Até mesmo a Bíblia tem sido usada não para leitura e exegese da palavra de Deus, mas como simples amuleto, um patuá contra mau olhado, encostos, presença de espíritos imundos, etc. Tal prática foi classificada por Pr. Caio Fábio como “mãe de todas as heresias”.
É espantoso reconhecer que as igrejas “dinheiristas” conseguiram caminhar na contramão de Lutero, o “pai do protestantismo” que, nas 95 teses contra as indulgências, pregava contra o comércio de objetos sagrados, fetiches, etc. Novamente, é a “moral cínica” dirigindo o destino da instituição e de seus agentes: “eles sabem que exploram, mesmo assim continuam explorando e justificando o quanto seu gesto é moral!”. Na verdade, esse espírito da fé que poderíamos denominar de “pós-moderno”, está sintonizado com o capitalismo pós-moderno ou pós-industrial: tende a se espalhar rapidamente e a qualquer preço, a exemplo do Mc Donald’s, ora tem um discurso aparentemente sofisticado e moral, mas que esconde sua verdadeira moral cínica.
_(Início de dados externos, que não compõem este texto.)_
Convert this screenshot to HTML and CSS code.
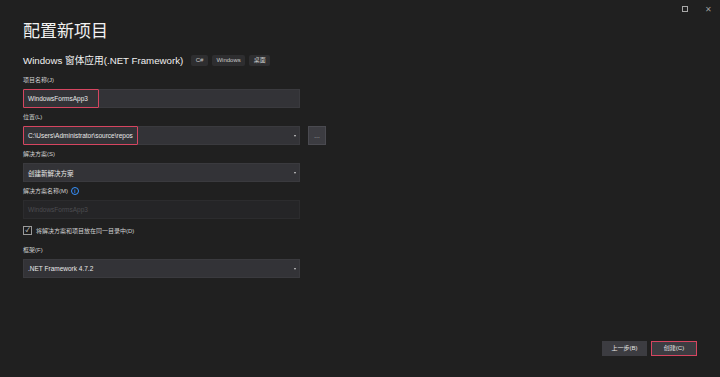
FILE: index.html
```html
<!DOCTYPE html>
<html lang="zh-CN">
<head>
    <meta charset="UTF-8">
    <meta name="viewport" content="width=device-width, initial-scale=1.0">
    <title>配置新项目</title>
    <link rel="stylesheet" href="styles.css">
</head>
<body>
    <div class="window">
        <div class="titlebar">
            <span class="win-btn max"><i></i></span>
            <span class="win-btn close">✕</span>
        </div>
        <h1 class="title">配置新项目</h1>
        <div class="subtitle">
            <span class="tpl">Windows 窗体应用(.NET Framework)</span>
            <span class="tag">C#</span>
            <span class="tag">Windows</span>
            <span class="tag">桌面</span>
        </div>

        <div class="form">
            <div class="field">
                <div class="label">项目名称(J)</div>
                <div class="input focus-name"><span class="hl">WindowsFormsApp3</span></div>
            </div>
            <div class="field">
                <div class="label">位置(L)</div>
                <div class="row">
                    <div class="input select"><span class="hl">C:\Users\Administrator\source\repos</span><i class="caret"></i></div>
                    <div class="browse">…</div>
                </div>
            </div>
            <div class="field">
                <div class="label">解决方案(S)</div>
                <div class="input select">创建新解决方案<i class="caret"></i></div>
            </div>
            <div class="field">
                <div class="label">解决方案名称(M) <span class="info">i</span></div>
                <div class="input disabled">WindowsFormsApp3</div>
            </div>
            <div class="check">
                <span class="box">✓</span>
                <span>将解决方案和项目放在同一目录中(D)</span>
            </div>
            <div class="field">
                <div class="label">框架(F)</div>
                <div class="input select">.NET Framework 4.7.2<i class="caret"></i></div>
            </div>
        </div>

        <div class="footer">
            <div class="btn">上一步(B)</div>
            <div class="btn primary">创建(C)</div>
        </div>
    </div>
</body>
</html>
```

FILE: styles.css
```css
html, body {
    margin: 0;
    width: 100%;
    height: 100%;
}
body {
    background: #202020;
    color: #d4d4d4;
    font-family: "Liberation Sans", "Noto Sans CJK SC", sans-serif;
}
.window {
    height: 100%;
    display: flex;
    flex-direction: column;
    padding: 0 23px;
    box-sizing: border-box;
}
.titlebar {
    height: 16px;
    display: flex;
    justify-content: flex-end;
    align-items: center;
    gap: 17px;
    margin-right: -15px;
    padding-top: 1px;
}
.win-btn {
    width: 7px;
    height: 7px;
    display: flex;
    justify-content: center;
    align-items: center;
    color: #9a9a9a;
    font-size: 8px;
    line-height: 7px;
}
.win-btn.max i {
    display: block;
    width: 4px;
    height: 4px;
    border: 1.5px solid #a8a8a8;
}
.title {
    margin: 3px 0 0;
    font-size: 17px;
    line-height: 24px;
    font-weight: normal;
    color: #f1f1f1;
}
.subtitle {
    margin-top: 9px;
    height: 14px;
    display: flex;
    align-items: center;
    gap: 4px;
}
.tpl {
    font-size: 9.7px;
    color: #f1f1f1;
    margin-right: 4px;
}
.tag {
    height: 11px;
    padding: 0 4.5px;
    border-radius: 2px;
    background: #2e2e30;
    color: #c8c8c8;
    font-size: 6px;
    line-height: 11px;
}
.form {
    margin-top: 8px;
    width: 277px;
}
.field {
    margin-bottom: 4px;
}
.label {
    height: 10px;
    line-height: 10px;
    margin-bottom: 4px;
    font-size: 6px;
    color: #d0d0d0;
    display: flex;
    align-items: center;
    gap: 3px;
}
.info {
    width: 6px;
    height: 6px;
    border: 1px solid #3794ff;
    border-radius: 50%;
    color: #3794ff;
    font-size: 5px;
    line-height: 6px;
    text-align: center;
    font-weight: bold;
}
.row {
    display: flex;
    gap: 8px;
    width: 303px;
}
.input {
    position: relative;
    height: 19px;
    box-sizing: border-box;
    background: #333337;
    border: 1px solid #3a3a3e;
    display: flex;
    align-items: center;
    padding-left: 4px;
    font-size: 6.5px;
    color: #e8e8e8;
    flex: 1;
}
.input .hl {
    height: 19px;
    box-sizing: border-box;
    margin: -1px 0 -1px -5px;
    padding: 0 4px;
    border: 1.5px solid #d64560;
    border-radius: 1px;
    display: flex;
    align-items: center;
}
.focus-name .hl {
    width: 76px;
}
.input.disabled {
    background: #252527;
    border-color: #2c2c2e;
    color: #4c4c50;
}
.caret {
    position: absolute;
    right: 3px;
    top: 8px;
    width: 0;
    height: 0;
    border-left: 1.5px solid transparent;
    border-right: 1.5px solid transparent;
    border-top: 2px solid #cfcfcf;
}
.browse {
    width: 18px;
    height: 19px;
    box-sizing: border-box;
    background: #3c3c41;
    border: 1px solid #4a4a50;
    color: #e0e0e0;
    font-size: 6px;
    line-height: 19px;
    text-align: center;
}
.check {
    height: 14px;
    margin-bottom: 8px;
    display: flex;
    align-items: center;
    gap: 4px;
    font-size: 6px;
    color: #d0d0d0;
}
.check .box {
    width: 7px;
    height: 7px;
    border: 1px solid #9a9a9a;
    background: #1c1c1c;
    color: #f0f0f0;
    font-size: 6px;
    line-height: 7px;
    text-align: center;
}
.footer {
    margin-top: auto;
    margin-bottom: 21px;
    display: flex;
    justify-content: flex-end;
    gap: 4px;
}
.btn {
    width: 45px;
    height: 15px;
    box-sizing: border-box;
    background: #3c3c41;
    border: 1px solid #3c3c41;
    color: #e6e6e6;
    font-size: 6px;
    line-height: 13px;
    text-align: center;
}
.btn.primary {
    width: 46px;
    border: 1.5px solid #d64560;
    line-height: 12px;
}
```
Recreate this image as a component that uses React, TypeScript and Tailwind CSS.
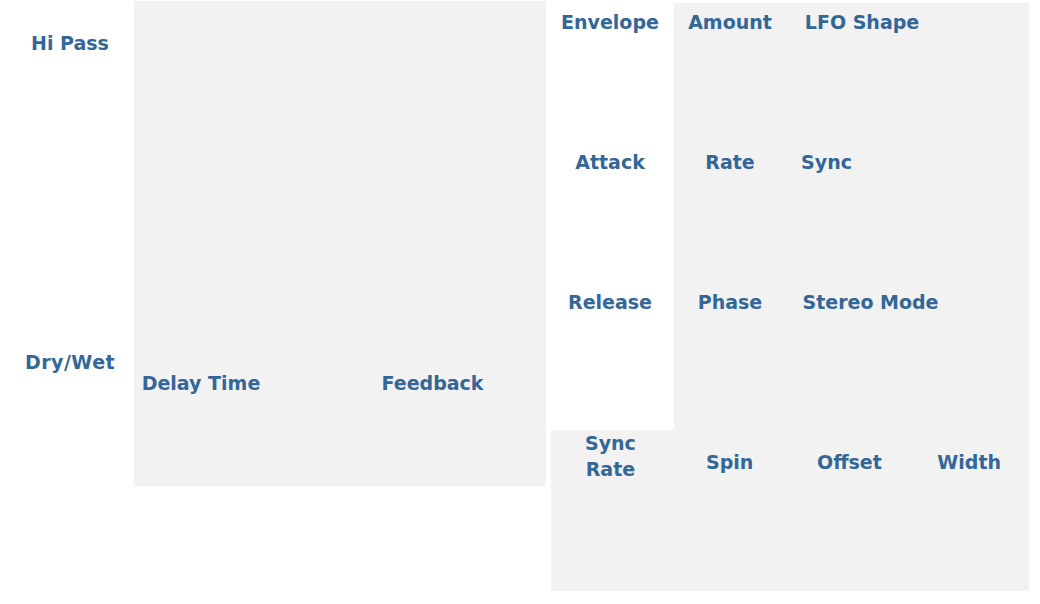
import React from "react";

const font = { fontFamily: '"DejaVu Sans", "Liberation Sans", sans-serif' };

function Label({ text, className = "" }: { text: string; className?: string }) {
  return (
    <div
      className={`flex items-center justify-center text-center text-[19px] font-bold leading-[26px] text-[#336699] ${className}`}
    >
      {text}
    </div>
  );
}

export default function App() {
  return (
    <div className="flex h-[604px] w-[1040px] overflow-hidden bg-white" style={font}>
      {/* left column: filter + mix labels */}
      <div className="flex w-[134px] shrink-0 flex-col pl-[6px]">
        <Label text="Hi Pass" className="mt-[23px] h-[40px]" />
        <Label text="Dry/Wet" className="mt-[279px] h-[40px] tracking-[0.5px]" />
      </div>

      {/* delay panel */}
      <div className="mt-[1px] h-[485px] w-[412px] shrink-0 bg-[#f2f2f2]">
        <div className="mt-[362px] flex">
          <Label text="Delay Time" className="h-[40px] w-[134px]" />
          <Label text="Feedback" className="ml-[96px] h-[40px] w-[137px]" />
        </div>
      </div>

      {/* right side */}
      <div className="flex w-[494px] shrink-0 flex-col">
        <div className="flex h-[430px]">
          {/* envelope */}
          <div className="flex w-[128px] shrink-0 flex-col">
            {["Envelope", "Attack", "Release"].map((t) => (
              <div key={t} className="h-[140px]">
                <Label text={t} className="h-[44px]" />
              </div>
            ))}
          </div>

          {/* lfo */}
          <div className="mt-[3px] h-[427px] w-[355px] shrink-0 bg-[#f2f2f2]">
            <div className="flex h-[140px]">
              <Label text="Amount" className="h-[38px] w-[112px]" />
              <Label text="LFO Shape" className="h-[38px] w-[152px]" />
            </div>
            <div className="flex h-[140px]">
              <Label text="Rate" className="h-[38px] w-[112px]" />
              <Label text="Sync" className="h-[38px] w-[81px]" />
            </div>
            <div className="flex h-[140px]">
              <Label text="Phase" className="h-[38px] w-[112px]" />
              <Label text="Stereo Mode" className="h-[38px] w-[169px]" />
            </div>
          </div>
        </div>

        {/* spin / stereo */}
        <div className="ml-[5px] flex h-[161px] w-[478px] bg-[#f2f2f2]">
          <Label text="Sync Rate" className="h-[52px] w-[119px] px-[30px]" />
          <Label text="Spin" className="h-[64px] w-[120px]" />
          <Label text="Offset" className="h-[64px] w-[120px]" />
          <Label text="Width" className="h-[64px] w-[120px]" />
        </div>
      </div>
    </div>
  );
}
Assim como vem caindo a credibilidade social dos políticos e governantes, receio que está em marcha no imaginário das pessoas o mesmo processo de queda da confiança nos homens de igreja que profanam o espaço do sagrado, invertendo valores e a moral. Em breve poderemos ter uma onda gigante de frustração coletiva diante das novas seitas. É possível imaginar um povo carente, sem esperança no poder político, nos serviços públicos, jovens sem perspectiva de emprego no futuro, e também esvaziados na fé e nos sonhos. Na Europa, no início do terceiro milênio, a maioria da população está descrente em “Jesus” e “Deus”, conforme reportagem da Veja (jun/2001). Não seria devido a essas contradições e desgastes dos nomes divinos que tantas vezes foram invocados e usados em vão?
Não nos esqueçamos de São Lucas, sobre os vendilhões do templo. Precisamos ir para além de ouvir, escutar; para além de ver, enxergar. Para além de cegamente crer, refletir e melhorar nossas ações.